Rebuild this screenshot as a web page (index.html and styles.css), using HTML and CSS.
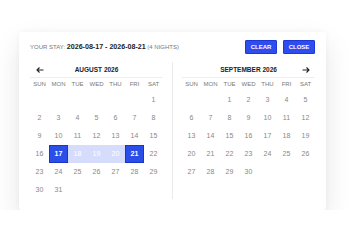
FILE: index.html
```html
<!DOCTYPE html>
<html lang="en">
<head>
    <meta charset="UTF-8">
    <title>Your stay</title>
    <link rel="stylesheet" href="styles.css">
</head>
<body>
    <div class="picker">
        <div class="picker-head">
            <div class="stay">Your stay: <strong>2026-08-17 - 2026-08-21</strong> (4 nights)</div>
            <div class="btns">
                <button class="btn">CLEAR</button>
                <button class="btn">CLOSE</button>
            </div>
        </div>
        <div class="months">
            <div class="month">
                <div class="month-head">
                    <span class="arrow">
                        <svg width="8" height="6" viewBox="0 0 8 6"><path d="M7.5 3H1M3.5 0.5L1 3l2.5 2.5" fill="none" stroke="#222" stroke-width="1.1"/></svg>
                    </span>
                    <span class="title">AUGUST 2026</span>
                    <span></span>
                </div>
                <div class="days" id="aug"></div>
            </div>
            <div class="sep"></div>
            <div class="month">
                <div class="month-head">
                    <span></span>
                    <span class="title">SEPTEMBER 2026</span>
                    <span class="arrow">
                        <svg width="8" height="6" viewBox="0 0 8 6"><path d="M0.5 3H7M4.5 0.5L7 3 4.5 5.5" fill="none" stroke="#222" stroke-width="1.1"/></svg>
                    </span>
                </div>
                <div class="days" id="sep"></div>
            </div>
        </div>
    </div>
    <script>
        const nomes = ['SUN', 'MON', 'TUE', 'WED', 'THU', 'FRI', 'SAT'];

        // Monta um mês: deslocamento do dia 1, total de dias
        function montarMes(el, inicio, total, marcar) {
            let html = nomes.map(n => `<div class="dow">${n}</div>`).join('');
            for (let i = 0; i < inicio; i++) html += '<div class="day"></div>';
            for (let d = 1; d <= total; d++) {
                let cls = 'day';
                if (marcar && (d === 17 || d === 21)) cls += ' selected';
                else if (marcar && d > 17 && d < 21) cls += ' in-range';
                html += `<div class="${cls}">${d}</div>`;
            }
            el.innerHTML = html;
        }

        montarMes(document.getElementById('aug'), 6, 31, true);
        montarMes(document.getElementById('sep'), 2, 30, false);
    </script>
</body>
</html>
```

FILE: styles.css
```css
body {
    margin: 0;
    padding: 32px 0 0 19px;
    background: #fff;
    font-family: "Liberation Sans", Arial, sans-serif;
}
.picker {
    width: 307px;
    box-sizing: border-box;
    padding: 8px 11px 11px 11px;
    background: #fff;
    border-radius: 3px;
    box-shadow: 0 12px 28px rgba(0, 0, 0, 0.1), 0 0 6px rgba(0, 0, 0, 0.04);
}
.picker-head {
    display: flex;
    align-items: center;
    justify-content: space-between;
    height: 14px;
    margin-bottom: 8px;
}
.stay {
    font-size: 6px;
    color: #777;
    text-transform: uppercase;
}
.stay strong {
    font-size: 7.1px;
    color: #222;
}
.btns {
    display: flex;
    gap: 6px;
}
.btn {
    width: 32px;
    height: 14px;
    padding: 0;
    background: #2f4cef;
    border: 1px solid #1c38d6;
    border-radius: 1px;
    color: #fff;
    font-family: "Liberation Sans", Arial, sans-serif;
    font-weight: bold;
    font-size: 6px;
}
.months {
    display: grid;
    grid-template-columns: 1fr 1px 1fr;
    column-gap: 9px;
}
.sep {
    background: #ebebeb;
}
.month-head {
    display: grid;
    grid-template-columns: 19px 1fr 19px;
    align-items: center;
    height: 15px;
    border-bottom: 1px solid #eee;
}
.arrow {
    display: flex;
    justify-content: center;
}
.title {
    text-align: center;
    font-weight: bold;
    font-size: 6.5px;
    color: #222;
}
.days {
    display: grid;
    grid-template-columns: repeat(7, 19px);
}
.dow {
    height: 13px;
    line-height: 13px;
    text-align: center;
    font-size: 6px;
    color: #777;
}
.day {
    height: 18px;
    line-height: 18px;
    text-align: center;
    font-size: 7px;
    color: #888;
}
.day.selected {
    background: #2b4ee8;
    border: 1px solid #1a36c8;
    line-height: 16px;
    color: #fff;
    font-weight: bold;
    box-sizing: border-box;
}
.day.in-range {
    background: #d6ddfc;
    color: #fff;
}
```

• Task prompt
Reproduce the material above verbatim; omit every picture.

• Full answer
Rebuild this screenshot as a web page (index.html and styles.css), using HTML and CSS.
FILE: index.html
```html
<!DOCTYPE html>
<html lang="en">
<head>
    <meta charset="UTF-8">
    <title>Your stay</title>
    <link rel="stylesheet" href="styles.css">
</head>
<body>
    <div class="picker">
        <div class="picker-head">
            <div class="stay">Your stay: <strong>2026-08-17 - 2026-08-21</strong> (4 nights)</div>
            <div class="btns">
                <button class="btn">CLEAR</button>
                <button class="btn">CLOSE</button>
            </div>
        </div>
        <div class="months">
            <div class="month">
                <div class="month-head">
                    <span class="arrow">
                        <svg width="8" height="6" viewBox="0 0 8 6"><path d="M7.5 3H1M3.5 0.5L1 3l2.5 2.5" fill="none" stroke="#222" stroke-width="1.1"/></svg>
                    </span>
                    <span class="title">AUGUST 2026</span>
                    <span></span>
                </div>
                <div class="days" id="aug"></div>
            </div>
            <div class="sep"></div>
            <div class="month">
                <div class="month-head">
                    <span></span>
                    <span class="title">SEPTEMBER 2026</span>
                    <span class="arrow">
                        <svg width="8" height="6" viewBox="0 0 8 6"><path d="M0.5 3H7M4.5 0.5L7 3 4.5 5.5" fill="none" stroke="#222" stroke-width="1.1"/></svg>
                    </span>
                </div>
                <div class="days" id="sep"></div>
            </div>
        </div>
    </div>
    <script>
        const nomes = ['SUN', 'MON', 'TUE', 'WED', 'THU', 'FRI', 'SAT'];

        // Monta um mês: deslocamento do dia 1, total de dias
        function montarMes(el, inicio, total, marcar) {
            let html = nomes.map(n => `<div class="dow">${n}</div>`).join('');
            for (let i = 0; i < inicio; i++) html += '<div class="day"></div>';
            for (let d = 1; d <= total; d++) {
                let cls = 'day';
                if (marcar && (d === 17 || d === 21)) cls += ' selected';
                else if (marcar && d > 17 && d < 21) cls += ' in-range';
                html += `<div class="${cls}">${d}</div>`;
            }
            el.innerHTML = html;
        }

        montarMes(document.getElementById('aug'), 6, 31, true);
        montarMes(document.getElementById('sep'), 2, 30, false);
    </script>
</body>
</html>
```

FILE: styles.css
```css
body {
    margin: 0;
    padding: 32px 0 0 19px;
    background: #fff;
    font-family: "Liberation Sans", Arial, sans-serif;
}
.picker {
    width: 307px;
    box-sizing: border-box;
    padding: 8px 11px 11px 11px;
    background: #fff;
    border-radius: 3px;
    box-shadow: 0 12px 28px rgba(0, 0, 0, 0.1), 0 0 6px rgba(0, 0, 0, 0.04);
}
.picker-head {
    display: flex;
    align-items: center;
    justify-content: space-between;
    height: 14px;
    margin-bottom: 8px;
}
.stay {
    font-size: 6px;
    color: #777;
    text-transform: uppercase;
}
.stay strong {
    font-size: 7.1px;
    color: #222;
}
.btns {
    display: flex;
    gap: 6px;
}
.btn {
    width: 32px;
    height: 14px;
    padding: 0;
    background: #2f4cef;
    border: 1px solid #1c38d6;
    border-radius: 1px;
    color: #fff;
    font-family: "Liberation Sans", Arial, sans-serif;
    font-weight: bold;
    font-size: 6px;
}
.months {
    display: grid;
    grid-template-columns: 1fr 1px 1fr;
    column-gap: 9px;
}
.sep {
    background: #ebebeb;
}
.month-head {
    display: grid;
    grid-template-columns: 19px 1fr 19px;
    align-items: center;
    height: 15px;
    border-bottom: 1px solid #eee;
}
.arrow {
    display: flex;
    justify-content: center;
}
.title {
    text-align: center;
    font-weight: bold;
    font-size: 6.5px;
    color: #222;
}
.days {
    display: grid;
    grid-template-columns: repeat(7, 19px);
}
.dow {
    height: 13px;
    line-height: 13px;
    text-align: center;
    font-size: 6px;
    color: #777;
}
.day {
    height: 18px;
    line-height: 18px;
    text-align: center;
    font-size: 7px;
    color: #888;
}
.day.selected {
    background: #2b4ee8;
    border: 1px solid #1a36c8;
    line-height: 16px;
    color: #fff;
    font-weight: bold;
    box-sizing: border-box;
}
.day.in-range {
    background: #d6ddfc;
    color: #fff;
}
```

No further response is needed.